On Saturday, March 25th at 10 am we’ll be hosting a watercolor class! Professional artist Suzanne Boeck will led us step by step in creating a winter landscape masterpiece! It’ll be an 11″ by 14″ painting done on high quality 100% rag paper! All skill levels are welcome, and supplies will be provided. Be sure to reserve your spot ahead of time as classes fill up quickly! The cost for the class is $20.
On Wednesday, February 22nd from 12 to 2:30, Cheryl Levine from the Michigan Special Education Mediation Project will be here to give a special presentation titled, How to Speak “Special Educationese”. The goal of the workshop is to develop communication between special education professionals and parents when crafting an Individual Education Plans, and Individual Family Service Plans, with additional focus on avoiding conflicts. Space is limited, please contact Jill Clyne by February 15th at email@example.com to sign up.

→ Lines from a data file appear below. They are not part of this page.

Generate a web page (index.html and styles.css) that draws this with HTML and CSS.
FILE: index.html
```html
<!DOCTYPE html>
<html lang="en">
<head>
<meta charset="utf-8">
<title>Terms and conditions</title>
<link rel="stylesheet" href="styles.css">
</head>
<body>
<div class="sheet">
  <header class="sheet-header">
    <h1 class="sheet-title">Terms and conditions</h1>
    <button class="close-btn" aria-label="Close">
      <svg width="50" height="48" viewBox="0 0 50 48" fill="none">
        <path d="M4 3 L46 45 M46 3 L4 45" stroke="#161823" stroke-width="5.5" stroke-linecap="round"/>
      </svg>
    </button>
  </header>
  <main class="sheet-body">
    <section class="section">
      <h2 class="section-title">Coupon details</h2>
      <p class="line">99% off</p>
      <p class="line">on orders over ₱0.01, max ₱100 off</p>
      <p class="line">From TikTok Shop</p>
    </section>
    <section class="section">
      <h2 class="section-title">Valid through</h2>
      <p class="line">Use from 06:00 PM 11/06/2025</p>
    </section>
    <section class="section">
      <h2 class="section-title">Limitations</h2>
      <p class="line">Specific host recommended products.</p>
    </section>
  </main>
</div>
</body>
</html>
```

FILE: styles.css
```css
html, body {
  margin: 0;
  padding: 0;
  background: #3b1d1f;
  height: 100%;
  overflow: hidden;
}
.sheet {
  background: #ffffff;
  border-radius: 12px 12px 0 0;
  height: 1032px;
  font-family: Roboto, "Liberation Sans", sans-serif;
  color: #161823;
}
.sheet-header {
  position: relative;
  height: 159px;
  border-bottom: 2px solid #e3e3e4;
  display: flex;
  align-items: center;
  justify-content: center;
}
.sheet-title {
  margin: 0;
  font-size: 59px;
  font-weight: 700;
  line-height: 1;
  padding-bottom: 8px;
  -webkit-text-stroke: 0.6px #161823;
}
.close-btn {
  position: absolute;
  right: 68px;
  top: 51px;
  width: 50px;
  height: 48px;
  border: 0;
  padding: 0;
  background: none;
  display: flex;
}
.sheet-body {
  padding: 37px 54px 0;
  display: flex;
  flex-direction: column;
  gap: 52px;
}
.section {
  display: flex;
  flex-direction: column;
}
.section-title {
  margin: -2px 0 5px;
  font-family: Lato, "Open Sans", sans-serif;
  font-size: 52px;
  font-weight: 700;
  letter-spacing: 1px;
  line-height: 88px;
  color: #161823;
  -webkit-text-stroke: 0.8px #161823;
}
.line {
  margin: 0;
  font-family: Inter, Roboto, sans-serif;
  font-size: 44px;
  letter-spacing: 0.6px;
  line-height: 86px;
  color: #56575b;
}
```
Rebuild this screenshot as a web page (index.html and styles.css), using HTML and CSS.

On Tuesday, February 28th for 1-3 the Sanilac Genealogical Society will put on a program to teach you how to begin researching your family history. They’ll also provide you with helpful clues about where to search! Library Director, Marty Rheaume, will also give a presentation from 2-3 to show you how to utilize the library’s resources. He’ll even show you some trick on how to navigate our vast database smoothly! Space is limited, so please contact the library to sign up at firstname.lastname@example.org
On May 20th we’ll be hosting the first annual Croswell Library Parks and Paths 5K run! There will be a 5K run as well as a 2 Mile Walk. The 5K course will follow the bike path around Croswell’s industrial periphery. We’ll then cross the Black River and take a wide loop through the famous Swinging Bridge Park before returning to the finish line. All runners will get a soft cotton fitted t-shirt and prizes will be awarded to age group winners! The cost is $25, and all proceeds will benefit the William Aitkin Memorial Library! If you’d like to sign up please go to Runsignup.com.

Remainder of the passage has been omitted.